As one of the lightest and most plentiful metals in the Earth’s surface, aluminum has become the premier material for constructing beverage containers since its first use for this purpose in 1965. It is also one of the most environmentally and economically feasible products in use today for the purposes of recovering and recycling previously used aluminum containers and cans.
Aluminum deposits in the form of bauxite ore containing aluminum oxide are naturally occurring near the surface. The primary form of mining bauxite ore is through the process known as “Strip Mining”. Unlike tunnel mining, which takes place underneath the earth, strip mining requires the surface soil to be removed before the minerals are blasted or machine extracted. This raw bauxite ore is then crushed and sent to the refinery for the first of a two-part process to extract the usable pure aluminum metal.

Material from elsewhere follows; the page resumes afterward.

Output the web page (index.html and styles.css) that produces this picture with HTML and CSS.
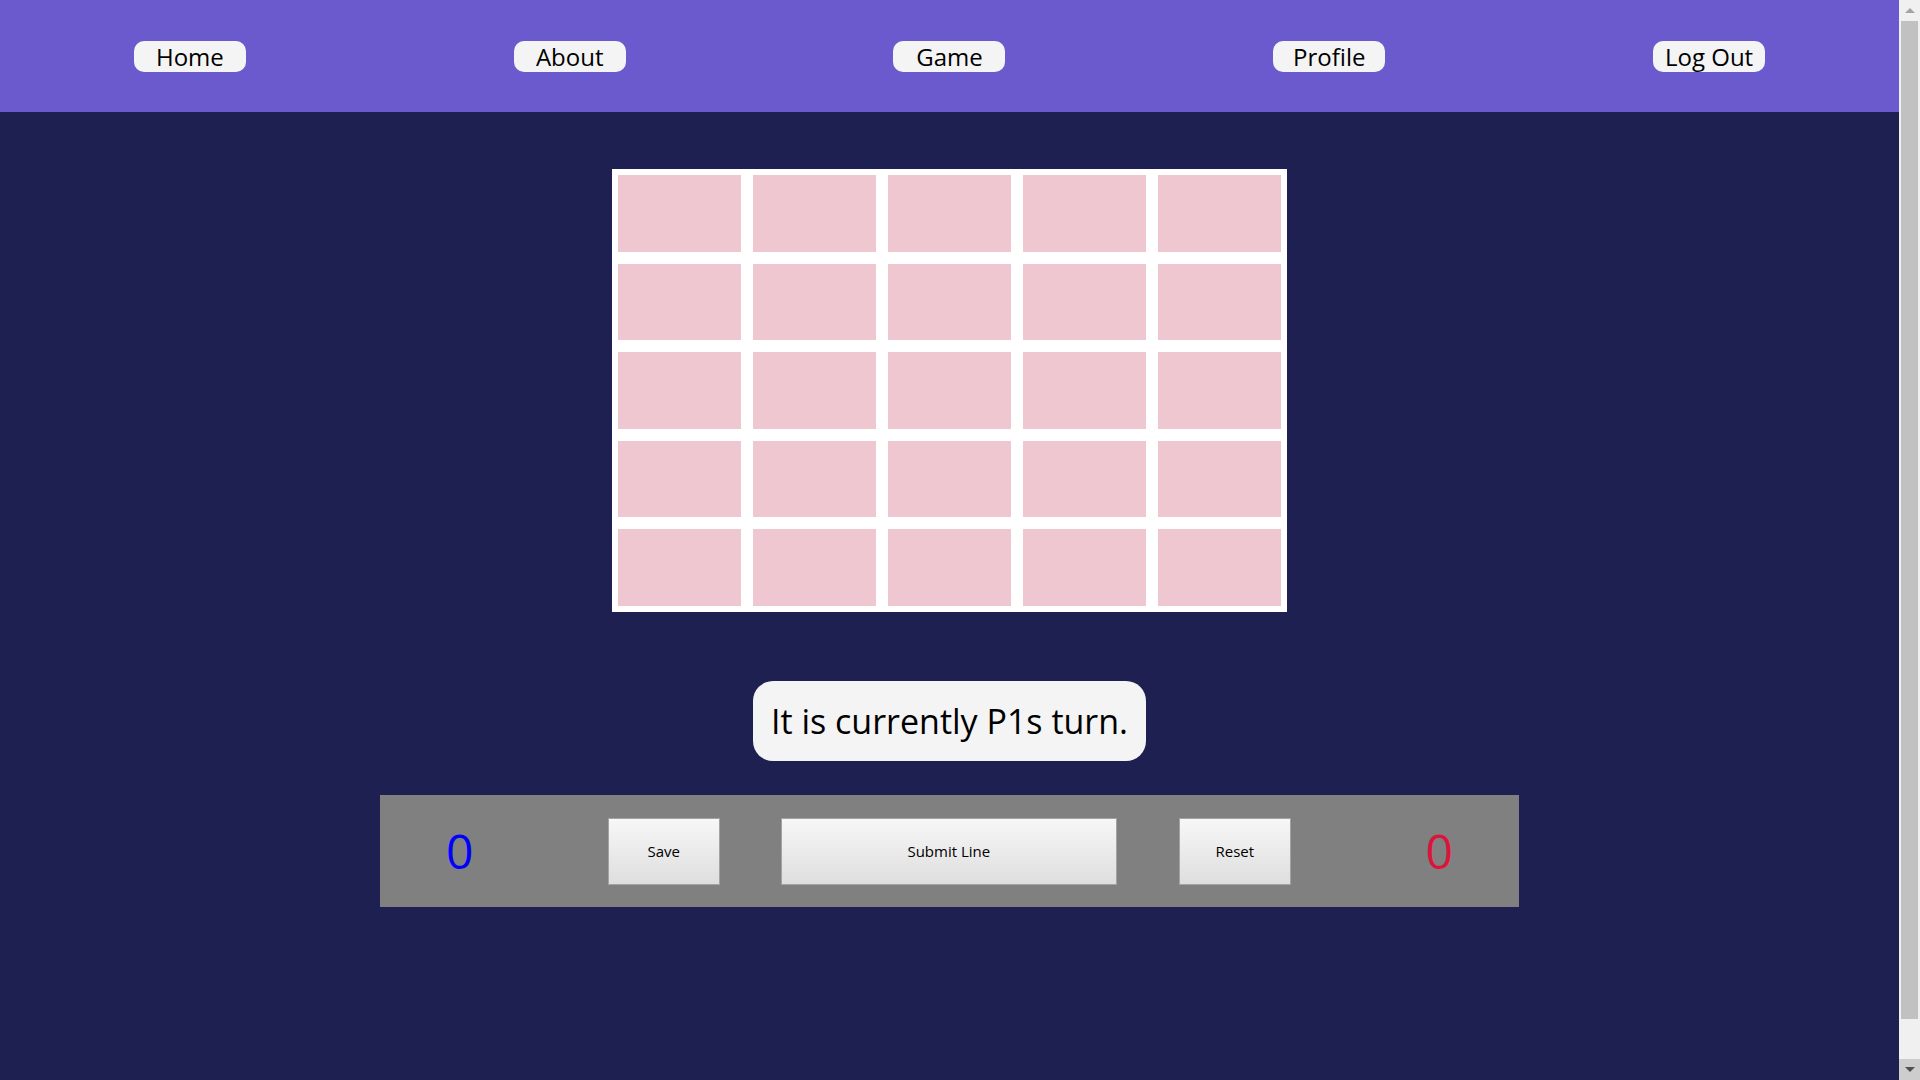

To obtain the pure metal form for use, lime is added to the crushed ore then bathed in a caustic soda bath under pressure and heat to precipitate the granular oxide form out of the crushed ore. The white powdery metallic alumina is then sent to another factory to continue the smelting process. The smelter uses electrolytic reduction to melt the aluminum out of this powdery oxide. It is necessary to heat the mixture to between 920 to 980 degrees Celsius (1700 to 1800 degrees Fahrenheit) in order to separate the pure aluminum metal out of this mix and into its useful form.

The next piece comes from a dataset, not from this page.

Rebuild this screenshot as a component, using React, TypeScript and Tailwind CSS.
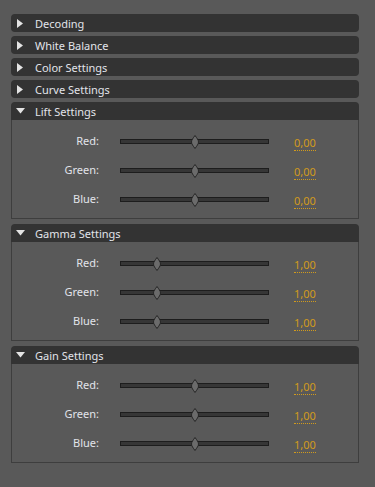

The electrical consumption of the process is so high that aluminum smelters are generally situated close to power generators. Some companies, such as Alcoa, also run their own hydro-electric and coal operated generating plants to help create the vast amounts of electrical energy needed to produce newly mined aluminum.
Fifty years ago this process required on average over 23 kilowatt hours of electrical energy (the rough equivalent of the energy needed to power two hundred and thirty 100-watt light bulbs) to produce a single kilogram (2.2 pounds) of aluminum metal. The most modern smelting equipment has the capability of cutting this figure nearly in half but is only slowly replacing the older smelters as they pass beyond their productive life span.
Aluminum mining produces over 50 million metric tons annually. The environmental impact of strip mining on the planet’s surface and the fossil fuel contamination of the air to create the electricity needed to smelt it from the ore, recycling aluminum becomes not only cost effective but less destructive of the planet itself.
In contrast it requires only 5% of the electrical energy required of new metal to melt recycled aluminum cans back into the pure, reusable metal. It does not require stripping more of the land away nor do you have to find ways of safely disposing of the toxic runoff of the waste from the original bauxite ore refining. Aluminum does not degrade and can be used repeatedly in recovering used containers and creating new ones ready to be placed back on the market.